== Exercise aim ==
Reproduce the listing below in its entirety. Change nothing.
[Start of Source data]
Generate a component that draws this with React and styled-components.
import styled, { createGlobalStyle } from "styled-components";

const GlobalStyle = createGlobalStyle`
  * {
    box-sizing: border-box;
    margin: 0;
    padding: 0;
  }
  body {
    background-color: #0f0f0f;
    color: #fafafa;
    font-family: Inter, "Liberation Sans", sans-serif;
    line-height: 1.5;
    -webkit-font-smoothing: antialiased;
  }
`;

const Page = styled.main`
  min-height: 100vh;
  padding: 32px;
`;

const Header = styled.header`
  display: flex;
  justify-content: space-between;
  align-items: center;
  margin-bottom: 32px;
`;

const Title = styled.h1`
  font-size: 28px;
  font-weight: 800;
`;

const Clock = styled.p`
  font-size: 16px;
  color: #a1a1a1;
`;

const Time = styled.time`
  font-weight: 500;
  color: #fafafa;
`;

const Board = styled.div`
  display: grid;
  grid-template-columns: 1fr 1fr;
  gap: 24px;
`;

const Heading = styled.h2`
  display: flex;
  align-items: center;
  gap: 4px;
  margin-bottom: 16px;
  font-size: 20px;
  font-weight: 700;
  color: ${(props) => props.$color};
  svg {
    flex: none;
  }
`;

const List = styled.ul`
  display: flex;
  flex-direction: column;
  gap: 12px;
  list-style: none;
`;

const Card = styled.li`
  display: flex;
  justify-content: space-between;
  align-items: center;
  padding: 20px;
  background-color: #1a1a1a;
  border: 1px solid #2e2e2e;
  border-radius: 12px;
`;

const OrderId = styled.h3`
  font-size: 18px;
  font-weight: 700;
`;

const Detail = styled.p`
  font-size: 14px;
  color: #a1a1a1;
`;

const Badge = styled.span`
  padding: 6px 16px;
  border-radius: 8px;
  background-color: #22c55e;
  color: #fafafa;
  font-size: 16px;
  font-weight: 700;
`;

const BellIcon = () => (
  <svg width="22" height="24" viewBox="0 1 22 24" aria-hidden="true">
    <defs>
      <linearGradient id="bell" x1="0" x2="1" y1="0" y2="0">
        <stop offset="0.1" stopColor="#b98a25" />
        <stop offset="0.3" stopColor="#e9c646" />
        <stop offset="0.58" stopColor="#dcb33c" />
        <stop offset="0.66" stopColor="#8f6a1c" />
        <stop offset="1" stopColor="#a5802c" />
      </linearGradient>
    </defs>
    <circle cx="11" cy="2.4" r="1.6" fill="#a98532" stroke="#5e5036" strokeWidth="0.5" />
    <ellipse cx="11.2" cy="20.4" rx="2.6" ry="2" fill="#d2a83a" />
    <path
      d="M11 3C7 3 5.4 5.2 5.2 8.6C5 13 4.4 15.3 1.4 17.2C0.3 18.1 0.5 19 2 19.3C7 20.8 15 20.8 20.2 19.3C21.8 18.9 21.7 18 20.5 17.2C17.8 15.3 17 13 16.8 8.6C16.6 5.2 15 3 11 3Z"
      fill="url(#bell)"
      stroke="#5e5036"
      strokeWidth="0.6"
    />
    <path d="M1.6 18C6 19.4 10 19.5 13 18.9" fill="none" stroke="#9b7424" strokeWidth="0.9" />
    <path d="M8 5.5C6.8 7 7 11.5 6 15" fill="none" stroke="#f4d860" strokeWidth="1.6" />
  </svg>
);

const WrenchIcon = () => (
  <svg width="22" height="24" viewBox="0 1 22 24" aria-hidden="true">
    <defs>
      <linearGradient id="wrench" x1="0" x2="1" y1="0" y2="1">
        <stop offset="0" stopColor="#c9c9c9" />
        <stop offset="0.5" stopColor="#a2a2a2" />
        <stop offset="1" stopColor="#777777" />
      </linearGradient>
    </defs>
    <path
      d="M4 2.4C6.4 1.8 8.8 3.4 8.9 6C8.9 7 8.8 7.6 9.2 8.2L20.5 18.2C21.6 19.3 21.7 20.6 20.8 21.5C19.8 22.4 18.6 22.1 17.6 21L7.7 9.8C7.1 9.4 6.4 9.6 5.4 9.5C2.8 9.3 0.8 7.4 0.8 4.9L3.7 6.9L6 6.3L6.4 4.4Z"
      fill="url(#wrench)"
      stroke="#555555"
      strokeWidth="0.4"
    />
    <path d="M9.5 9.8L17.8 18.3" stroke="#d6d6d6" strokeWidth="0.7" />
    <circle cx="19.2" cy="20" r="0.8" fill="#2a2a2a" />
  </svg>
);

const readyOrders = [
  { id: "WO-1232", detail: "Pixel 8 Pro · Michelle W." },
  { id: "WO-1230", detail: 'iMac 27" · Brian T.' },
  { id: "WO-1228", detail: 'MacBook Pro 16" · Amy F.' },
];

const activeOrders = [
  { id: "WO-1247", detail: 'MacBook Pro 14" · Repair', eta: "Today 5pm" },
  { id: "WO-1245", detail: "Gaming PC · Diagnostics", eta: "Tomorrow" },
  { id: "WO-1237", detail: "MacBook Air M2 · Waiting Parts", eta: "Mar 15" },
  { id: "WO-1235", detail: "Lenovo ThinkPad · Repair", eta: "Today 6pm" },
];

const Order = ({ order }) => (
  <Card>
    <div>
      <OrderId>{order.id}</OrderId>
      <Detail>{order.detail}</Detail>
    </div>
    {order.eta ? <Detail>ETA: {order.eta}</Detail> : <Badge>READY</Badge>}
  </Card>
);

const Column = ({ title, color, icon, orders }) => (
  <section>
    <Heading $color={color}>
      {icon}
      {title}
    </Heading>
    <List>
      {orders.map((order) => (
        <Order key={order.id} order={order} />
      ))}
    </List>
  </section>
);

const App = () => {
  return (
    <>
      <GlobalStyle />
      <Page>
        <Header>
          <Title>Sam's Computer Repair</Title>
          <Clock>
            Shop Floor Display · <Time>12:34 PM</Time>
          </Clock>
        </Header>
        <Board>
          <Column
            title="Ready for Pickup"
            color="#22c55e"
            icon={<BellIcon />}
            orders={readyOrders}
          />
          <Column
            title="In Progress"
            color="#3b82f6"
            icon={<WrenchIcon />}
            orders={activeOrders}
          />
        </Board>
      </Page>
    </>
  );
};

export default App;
[End of Source data]
== Complete response ==
Generate a component that draws this with React and styled-components.
import styled, { createGlobalStyle } from "styled-components";

const GlobalStyle = createGlobalStyle`
  * {
    box-sizing: border-box;
    margin: 0;
    padding: 0;
  }
  body {
    background-color: #0f0f0f;
    color: #fafafa;
    font-family: Inter, "Liberation Sans", sans-serif;
    line-height: 1.5;
    -webkit-font-smoothing: antialiased;
  }
`;

const Page = styled.main`
  min-height: 100vh;
  padding: 32px;
`;

const Header = styled.header`
  display: flex;
  justify-content: space-between;
  align-items: center;
  margin-bottom: 32px;
`;

const Title = styled.h1`
  font-size: 28px;
  font-weight: 800;
`;

const Clock = styled.p`
  font-size: 16px;
  color: #a1a1a1;
`;

const Time = styled.time`
  font-weight: 500;
  color: #fafafa;
`;

const Board = styled.div`
  display: grid;
  grid-template-columns: 1fr 1fr;
  gap: 24px;
`;

const Heading = styled.h2`
  display: flex;
  align-items: center;
  gap: 4px;
  margin-bottom: 16px;
  font-size: 20px;
  font-weight: 700;
  color: ${(props) => props.$color};
  svg {
    flex: none;
  }
`;

const List = styled.ul`
  display: flex;
  flex-direction: column;
  gap: 12px;
  list-style: none;
`;

const Card = styled.li`
  display: flex;
  justify-content: space-between;
  align-items: center;
  padding: 20px;
  background-color: #1a1a1a;
  border: 1px solid #2e2e2e;
  border-radius: 12px;
`;

const OrderId = styled.h3`
  font-size: 18px;
  font-weight: 700;
`;

const Detail = styled.p`
  font-size: 14px;
  color: #a1a1a1;
`;

const Badge = styled.span`
  padding: 6px 16px;
  border-radius: 8px;
  background-color: #22c55e;
  color: #fafafa;
  font-size: 16px;
  font-weight: 700;
`;

const BellIcon = () => (
  <svg width="22" height="24" viewBox="0 1 22 24" aria-hidden="true">
    <defs>
      <linearGradient id="bell" x1="0" x2="1" y1="0" y2="0">
        <stop offset="0.1" stopColor="#b98a25" />
        <stop offset="0.3" stopColor="#e9c646" />
        <stop offset="0.58" stopColor="#dcb33c" />
        <stop offset="0.66" stopColor="#8f6a1c" />
        <stop offset="1" stopColor="#a5802c" />
      </linearGradient>
    </defs>
    <circle cx="11" cy="2.4" r="1.6" fill="#a98532" stroke="#5e5036" strokeWidth="0.5" />
    <ellipse cx="11.2" cy="20.4" rx="2.6" ry="2" fill="#d2a83a" />
    <path
      d="M11 3C7 3 5.4 5.2 5.2 8.6C5 13 4.4 15.3 1.4 17.2C0.3 18.1 0.5 19 2 19.3C7 20.8 15 20.8 20.2 19.3C21.8 18.9 21.7 18 20.5 17.2C17.8 15.3 17 13 16.8 8.6C16.6 5.2 15 3 11 3Z"
      fill="url(#bell)"
      stroke="#5e5036"
      strokeWidth="0.6"
    />
    <path d="M1.6 18C6 19.4 10 19.5 13 18.9" fill="none" stroke="#9b7424" strokeWidth="0.9" />
    <path d="M8 5.5C6.8 7 7 11.5 6 15" fill="none" stroke="#f4d860" strokeWidth="1.6" />
  </svg>
);

const WrenchIcon = () => (
  <svg width="22" height="24" viewBox="0 1 22 24" aria-hidden="true">
    <defs>
      <linearGradient id="wrench" x1="0" x2="1" y1="0" y2="1">
        <stop offset="0" stopColor="#c9c9c9" />
        <stop offset="0.5" stopColor="#a2a2a2" />
        <stop offset="1" stopColor="#777777" />
      </linearGradient>
    </defs>
    <path
      d="M4 2.4C6.4 1.8 8.8 3.4 8.9 6C8.9 7 8.8 7.6 9.2 8.2L20.5 18.2C21.6 19.3 21.7 20.6 20.8 21.5C19.8 22.4 18.6 22.1 17.6 21L7.7 9.8C7.1 9.4 6.4 9.6 5.4 9.5C2.8 9.3 0.8 7.4 0.8 4.9L3.7 6.9L6 6.3L6.4 4.4Z"
      fill="url(#wrench)"
      stroke="#555555"
      strokeWidth="0.4"
    />
    <path d="M9.5 9.8L17.8 18.3" stroke="#d6d6d6" strokeWidth="0.7" />
    <circle cx="19.2" cy="20" r="0.8" fill="#2a2a2a" />
  </svg>
);

const readyOrders = [
  { id: "WO-1232", detail: "Pixel 8 Pro · Michelle W." },
  { id: "WO-1230", detail: 'iMac 27" · Brian T.' },
  { id: "WO-1228", detail: 'MacBook Pro 16" · Amy F.' },
];

const activeOrders = [
  { id: "WO-1247", detail: 'MacBook Pro 14" · Repair', eta: "Today 5pm" },
  { id: "WO-1245", detail: "Gaming PC · Diagnostics", eta: "Tomorrow" },
  { id: "WO-1237", detail: "MacBook Air M2 · Waiting Parts", eta: "Mar 15" },
  { id: "WO-1235", detail: "Lenovo ThinkPad · Repair", eta: "Today 6pm" },
];

const Order = ({ order }) => (
  <Card>
    <div>
      <OrderId>{order.id}</OrderId>
      <Detail>{order.detail}</Detail>
    </div>
    {order.eta ? <Detail>ETA: {order.eta}</Detail> : <Badge>READY</Badge>}
  </Card>
);

const Column = ({ title, color, icon, orders }) => (
  <section>
    <Heading $color={color}>
      {icon}
      {title}
    </Heading>
    <List>
      {orders.map((order) => (
        <Order key={order.id} order={order} />
      ))}
    </List>
  </section>
);

const App = () => {
  return (
    <>
      <GlobalStyle />
      <Page>
        <Header>
          <Title>Sam's Computer Repair</Title>
          <Clock>
            Shop Floor Display · <Time>12:34 PM</Time>
          </Clock>
        </Header>
        <Board>
          <Column
            title="Ready for Pickup"
            color="#22c55e"
            icon={<BellIcon />}
            orders={readyOrders}
          />
          <Column
            title="In Progress"
            color="#3b82f6"
            icon={<WrenchIcon />}
            orders={activeOrders}
          />
        </Board>
      </Page>
    </>
  );
};

export default App;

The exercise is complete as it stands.